I want to send the data and the Text that is in one DIV tag with Javascript into php values.
I have problem with using this code :
<html>
<script src="https://ajax.googleapis.com/ajax/libs/jquery/1.10.2/jquery.min.js">
<script>
$.post('http://localhost/test/index.php', {
name: $('.class').html()});
$(document).ready(function(){
$("#my_form").on("submit", function () {
var hvalue = $('.class').text();
$(this).append("<input type='hidden' name='name' value=' " + hvalue + " '/>");
});
});
</script>
<form action="" method="POST" id="my_form">
<div class="class" name="name">
this is my div
</div>
<input type="submit" value="submit" name="submit" />
</form>
<?php
if (isset($_POST['name'])) {
echo $_POST['name'];
}
It doesn't work . Nothing appear ! and NO php working !
How can i solve this problem ?
You have stated you would like to do the following:
I want to send the data and the Text that is in one DIV tag with
Javascript into php values.
And
It doesn't work . Nothing appear ! and NO php working !
First you need to decide on what "appear" means. Are you trying to take the results of the PHP script and embed them on the page?
First, let's focus on your first item, sending the data. Please do the following:
Remove the onReady statements from inside the post request you're making. This is confusing and could result in unexpected results:
$.post('http://localhost/test/index.php', {
name: $('.class').html()});
$(document).ready(function(){
$("#my_form").on("submit", function () {
var hvalue = $('.class').text();
$(this).append("<input type='hidden' name='name' value=' " + hvalue + " '/>");
});
});
Readability is key here. This is absolutely bizarre looking and I've never seen anyone do it this way.
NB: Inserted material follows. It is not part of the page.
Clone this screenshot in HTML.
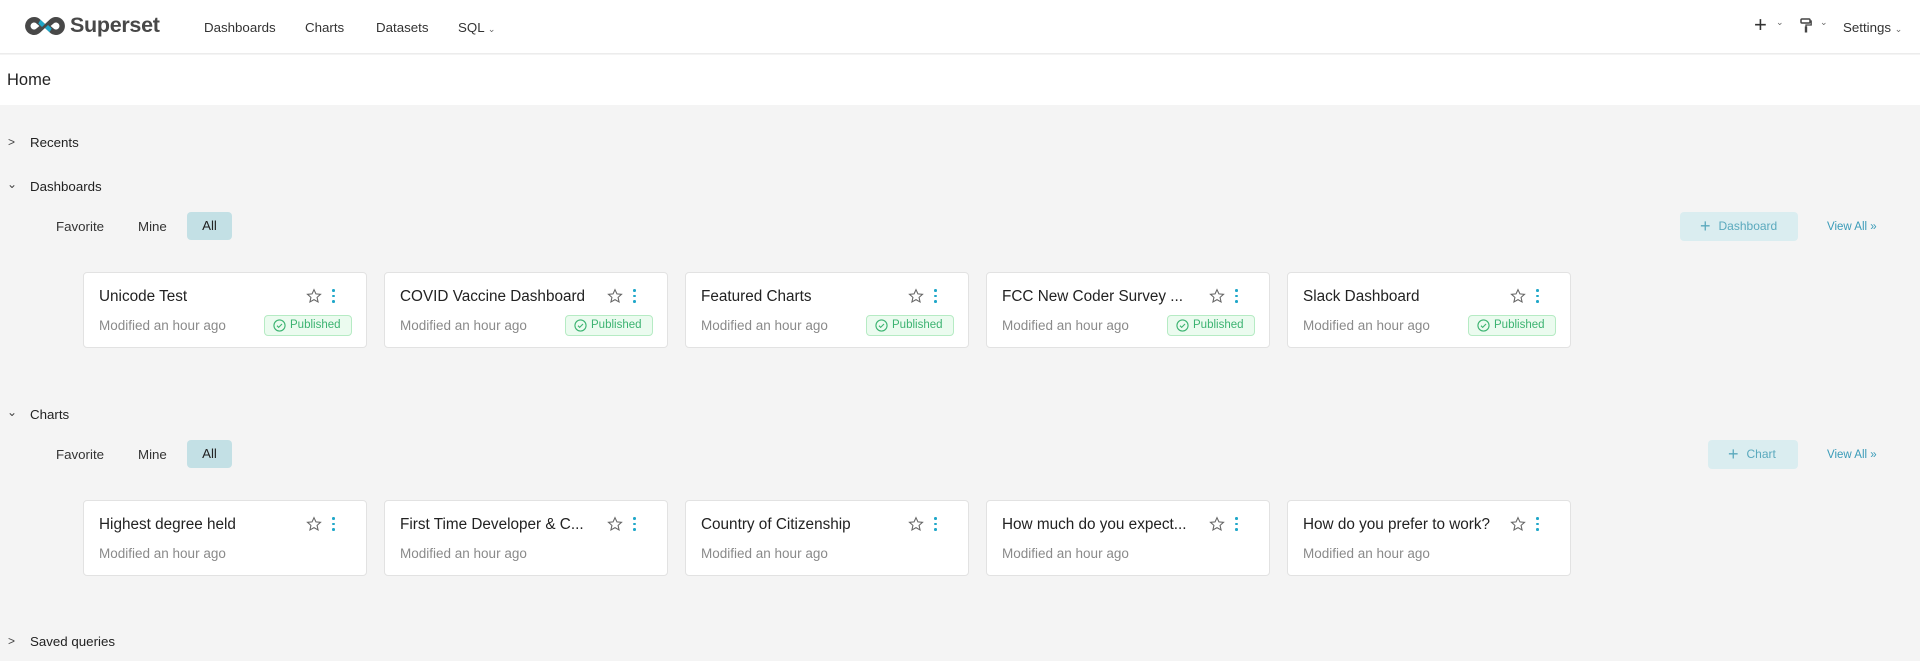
<!DOCTYPE html>
<html><head><meta charset="utf-8"><style>
*{box-sizing:border-box;margin:0;padding:0}
body{width:1920px;height:661px;overflow:hidden;background:#f4f4f4;font-family:"Liberation Sans",Arial,sans-serif;color:#1f1f1f;position:relative}
.a{position:absolute;white-space:nowrap}
#hdr{position:absolute;left:0;top:0;width:1920px;height:54px;background:#fff;border-bottom:1px solid #ececec}
#sub{position:absolute;left:0;top:55px;width:1920px;height:50px;background:#fff}
.nav{font-size:13.3px;color:#333;top:20px}
.sec{font-size:13.3px;color:#222}
.tab{font-size:13.3px;color:#333}
.allb{position:absolute;width:45px;height:28px;background:#c3e0e5;border-radius:4px;font-size:13.3px;color:#222;text-align:center;line-height:28px}
.card{position:absolute;width:284px;height:76px;background:#fff;border:1px solid #e2e2e2;border-radius:4px}
.card .t{position:absolute;left:15px;top:15px;font-size:15.3px;color:#222;white-space:nowrap}
.card .m{position:absolute;left:15px;top:45px;font-size:13.5px;color:#8a8a8a;white-space:nowrap}
.card .st{position:absolute;left:222px;top:15px}
.card .dt{position:absolute;left:248px;top:16px;width:3px}
.dt i{display:block;width:2.5px;height:2.5px;border-radius:50%;background:#20a7c9;margin-bottom:3px}
.badge{position:absolute;left:180px;top:42px;width:88px;height:21px;background:#ebfbef;border:1px solid #b6ebc4;border-radius:4px;font-size:11.5px;color:#3cb371;line-height:19px;padding-left:25px}
.badge svg{position:absolute;left:8px;top:3px}
.btn{position:absolute;height:29px;background:#daedf0;border-radius:4px;font-size:12px;color:#5aa9bd;line-height:29px}
.va{font-size:11.5px;color:#3a9bb8}
</style></head><body>
<div id="hdr"></div>
<div id="sub"></div>
<svg class="a" style="left:23px;top:15px" width="44" height="22" viewBox="0 0 44 22">
<path d="M11 2a9 9 0 1 0 6.5 15.3L22 13l4.5 4.3A9 9 0 1 0 26.5 4.7L22 9l-4.5-4.3A9 9 0 0 0 11 2zm0 5.5a3.5 3.5 0 0 1 2.6 1.1L16.4 11l-2.8 2.4A3.5 3.5 0 1 1 11 7.5zm22 0a3.5 3.5 0 1 1-2.6 5.9L27.6 11l2.8-2.4A3.5 3.5 0 0 1 33 7.5z" fill="#484848"/>
<path d="M17.5 4.7 22 9l-3 3-3.7-3.5z M26.5 17.3 22 13l3-3 3.7 3.5z" fill="#20a7c9"/>
</svg>
<div class="a" style="left:70px;top:13px;font-size:21.5px;font-weight:bold;color:#484848;letter-spacing:-0.3px">Superset</div>
<div class="a nav" style="left:204px">Dashboards</div>
<div class="a nav" style="left:305px">Charts</div>
<div class="a nav" style="left:376px">Datasets</div>
<div class="a nav" style="left:458px">SQL <span style="font-size:9px;color:#666">&#8964;</span></div>
<div class="a" style="left:1754px;top:12px;font-size:22px;color:#333;font-weight:300">+</div>
<div class="a" style="left:1776px;top:17px;font-size:9px;color:#666">&#8964;</div>
<svg class="a" style="left:1800px;top:18px" width="12" height="16" viewBox="0 0 12 16"><rect x="1" y="1" width="9" height="4" rx="1" fill="none" stroke="#444" stroke-width="1.5"/><path d="M10 3h1.2v4H6v2" fill="none" stroke="#444" stroke-width="1.3"/><rect x="4.8" y="8.5" width="2.4" height="6" fill="#444"/></svg>
<div class="a" style="left:1820px;top:17px;font-size:9px;color:#666">&#8964;</div>
<div class="a nav" style="left:1843px">Settings <span style="font-size:9px;color:#666">&#8964;</span></div>
<div class="a" style="left:7px;top:71px;font-size:16.5px;color:#222">Home</div>

<div class="a sec" style="left:8px;top:135px;font-size:12px;color:#444">&gt;</div>
<div class="a sec" style="left:30px;top:135px">Recents</div>
<div class="a sec" style="left:7px;top:177px;font-size:12px;color:#444">&#8964;</div>
<div class="a sec" style="left:30px;top:179px">Dashboards</div>
<div class="a tab" style="left:56px;top:219px">Favorite</div>
<div class="a tab" style="left:138px;top:219px">Mine</div>
<div class="allb" style="left:187px;top:212px">All</div>
<div class="btn" style="left:1680px;top:212px;width:118px;padding-left:20px"><span style="font-size:18px;vertical-align:-2px;margin-right:8px">+</span>Dashboard</div>
<div class="a va" style="left:1827px;top:221px">View All »</div>

<div class="card" style="left:83px;top:272px"><div class="t">Unicode Test</div><div class="m">Modified an hour ago</div><svg class="st" width="16" height="16" viewBox="0 0 24 24"><path d="M12 2.5l2.9 6.3 6.9.7-5.2 4.6 1.5 6.8L12 17.4l-6.1 3.5 1.5-6.8-5.2-4.6 6.9-.7z" fill="none" stroke="#666" stroke-width="1.6"/></svg><div class="dt"><i></i><i></i><i></i></div><div class="badge"><svg width="13" height="13" viewBox="0 0 14 14"><circle cx="7" cy="7" r="6" fill="none" stroke="#3cb371" stroke-width="1.2"/><path d="M4.3 7.2l1.8 1.8 3.6-3.6" fill="none" stroke="#3cb371" stroke-width="1.2"/></svg>Published</div></div>
<div class="card" style="left:384px;top:272px"><div class="t">COVID Vaccine Dashboard</div><div class="m">Modified an hour ago</div><svg class="st" width="16" height="16" viewBox="0 0 24 24"><path d="M12 2.5l2.9 6.3 6.9.7-5.2 4.6 1.5 6.8L12 17.4l-6.1 3.5 1.5-6.8-5.2-4.6 6.9-.7z" fill="none" stroke="#666" stroke-width="1.6"/></svg><div class="dt"><i></i><i></i><i></i></div><div class="badge"><svg width="13" height="13" viewBox="0 0 14 14"><circle cx="7" cy="7" r="6" fill="none" stroke="#3cb371" stroke-width="1.2"/><path d="M4.3 7.2l1.8 1.8 3.6-3.6" fill="none" stroke="#3cb371" stroke-width="1.2"/></svg>Published</div></div>
<div class="card" style="left:685px;top:272px"><div class="t">Featured Charts</div><div class="m">Modified an hour ago</div><svg class="st" width="16" height="16" viewBox="0 0 24 24"><path d="M12 2.5l2.9 6.3 6.9.7-5.2 4.6 1.5 6.8L12 17.4l-6.1 3.5 1.5-6.8-5.2-4.6 6.9-.7z" fill="none" stroke="#666" stroke-width="1.6"/></svg><div class="dt"><i></i><i></i><i></i></div><div class="badge"><svg width="13" height="13" viewBox="0 0 14 14"><circle cx="7" cy="7" r="6" fill="none" stroke="#3cb371" stroke-width="1.2"/><path d="M4.3 7.2l1.8 1.8 3.6-3.6" fill="none" stroke="#3cb371" stroke-width="1.2"/></svg>Published</div></div>
<div class="card" style="left:986px;top:272px"><div class="t">FCC New Coder Survey ...</div><div class="m">Modified an hour ago</div><svg class="st" width="16" height="16" viewBox="0 0 24 24"><path d="M12 2.5l2.9 6.3 6.9.7-5.2 4.6 1.5 6.8L12 17.4l-6.1 3.5 1.5-6.8-5.2-4.6 6.9-.7z" fill="none" stroke="#666" stroke-width="1.6"/></svg><div class="dt"><i></i><i></i><i></i></div><div class="badge"><svg width="13" height="13" viewBox="0 0 14 14"><circle cx="7" cy="7" r="6" fill="none" stroke="#3cb371" stroke-width="1.2"/><path d="M4.3 7.2l1.8 1.8 3.6-3.6" fill="none" stroke="#3cb371" stroke-width="1.2"/></svg>Published</div></div>
<div class="card" style="left:1287px;top:272px"><div class="t">Slack Dashboard</div><div class="m">Modified an hour ago</div><svg class="st" width="16" height="16" viewBox="0 0 24 24"><path d="M12 2.5l2.9 6.3 6.9.7-5.2 4.6 1.5 6.8L12 17.4l-6.1 3.5 1.5-6.8-5.2-4.6 6.9-.7z" fill="none" stroke="#666" stroke-width="1.6"/></svg><div class="dt"><i></i><i></i><i></i></div><div class="badge"><svg width="13" height="13" viewBox="0 0 14 14"><circle cx="7" cy="7" r="6" fill="none" stroke="#3cb371" stroke-width="1.2"/><path d="M4.3 7.2l1.8 1.8 3.6-3.6" fill="none" stroke="#3cb371" stroke-width="1.2"/></svg>Published</div></div>

<div class="a sec" style="left:7px;top:405px;font-size:12px;color:#444">&#8964;</div>
<div class="a sec" style="left:30px;top:407px">Charts</div>
<div class="a tab" style="left:56px;top:447px">Favorite</div>
<div class="a tab" style="left:138px;top:447px">Mine</div>
<div class="allb" style="left:187px;top:440px">All</div>
<div class="btn" style="left:1708px;top:440px;width:90px;padding-left:20px"><span style="font-size:18px;vertical-align:-2px;margin-right:8px">+</span>Chart</div>
<div class="a va" style="left:1827px;top:449px">View All »</div>

<div class="card" style="left:83px;top:500px"><div class="t">Highest degree held</div><div class="m">Modified an hour ago</div><svg class="st" width="16" height="16" viewBox="0 0 24 24"><path d="M12 2.5l2.9 6.3 6.9.7-5.2 4.6 1.5 6.8L12 17.4l-6.1 3.5 1.5-6.8-5.2-4.6 6.9-.7z" fill="none" stroke="#666" stroke-width="1.6"/></svg><div class="dt"><i></i><i></i><i></i></div></div>
<div class="card" style="left:384px;top:500px"><div class="t">First Time Developer &amp; C...</div><div class="m">Modified an hour ago</div><svg class="st" width="16" height="16" viewBox="0 0 24 24"><path d="M12 2.5l2.9 6.3 6.9.7-5.2 4.6 1.5 6.8L12 17.4l-6.1 3.5 1.5-6.8-5.2-4.6 6.9-.7z" fill="none" stroke="#666" stroke-width="1.6"/></svg><div class="dt"><i></i><i></i><i></i></div></div>
<div class="card" style="left:685px;top:500px"><div class="t">Country of Citizenship</div><div class="m">Modified an hour ago</div><svg class="st" width="16" height="16" viewBox="0 0 24 24"><path d="M12 2.5l2.9 6.3 6.9.7-5.2 4.6 1.5 6.8L12 17.4l-6.1 3.5 1.5-6.8-5.2-4.6 6.9-.7z" fill="none" stroke="#666" stroke-width="1.6"/></svg><div class="dt"><i></i><i></i><i></i></div></div>
<div class="card" style="left:986px;top:500px"><div class="t">How much do you expect...</div><div class="m">Modified an hour ago</div><svg class="st" width="16" height="16" viewBox="0 0 24 24"><path d="M12 2.5l2.9 6.3 6.9.7-5.2 4.6 1.5 6.8L12 17.4l-6.1 3.5 1.5-6.8-5.2-4.6 6.9-.7z" fill="none" stroke="#666" stroke-width="1.6"/></svg><div class="dt"><i></i><i></i><i></i></div></div>
<div class="card" style="left:1287px;top:500px"><div class="t">How do you prefer to work?</div><div class="m">Modified an hour ago</div><svg class="st" width="16" height="16" viewBox="0 0 24 24"><path d="M12 2.5l2.9 6.3 6.9.7-5.2 4.6 1.5 6.8L12 17.4l-6.1 3.5 1.5-6.8-5.2-4.6 6.9-.7z" fill="none" stroke="#666" stroke-width="1.6"/></svg><div class="dt"><i></i><i></i><i></i></div></div>

<div class="a sec" style="left:8px;top:634px;font-size:12px;color:#444">&gt;</div>
<div class="a sec" style="left:30px;top:634px">Saved queries</div>
</body></html>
Notice I changed your class from .html() to .text(). This is because you're only working with a text node and not html at this point given your example code. If it were actually html, then you could use the html() function.
Second, the PHP script you're trying to hit is embedded directly.
Try moving it to a new file, such as in my above example myPhpScript.php
Inside that file would be your PHP code that fields the post request:
<?php
if (isset($_POST['name'])) {
echo $_POST['name'];
You're missing an on success handler in your POST request, so when the request success, nothing is going to happen. Please add the following to your request setup object. AT this point you can do the following with your on ready as well
$(document).ready(function(){
$.post('http://localhost/test/myPhpScript.php', {
name: $('.class').html()}
,function(data){
$(".class").text(data).append("<input type='hidden' name='name' value=' " + hvalue + " '/>");
}
});
});
This should get you started, but keep in mind there could be other issues as well. I've got my own share of issues in here as well. I'm going to blame lack of caffeine and a toddler, plus not keeping the documentation open long enough to make sure I get it perfect :).
Someone was kind enough to edit my mistakes, so for that I thank you.
That is because you didn't specify a success handler for your $.post request. So all it does is return some HTML like you have in the background, but your JavaScript isn't doing anything with it.
Please read the API docs on http://api.jquery.com/jquery.post/ and check the success(data, textStatus, jqXHR) part of the arguments to $.post. That is where you define your success handler.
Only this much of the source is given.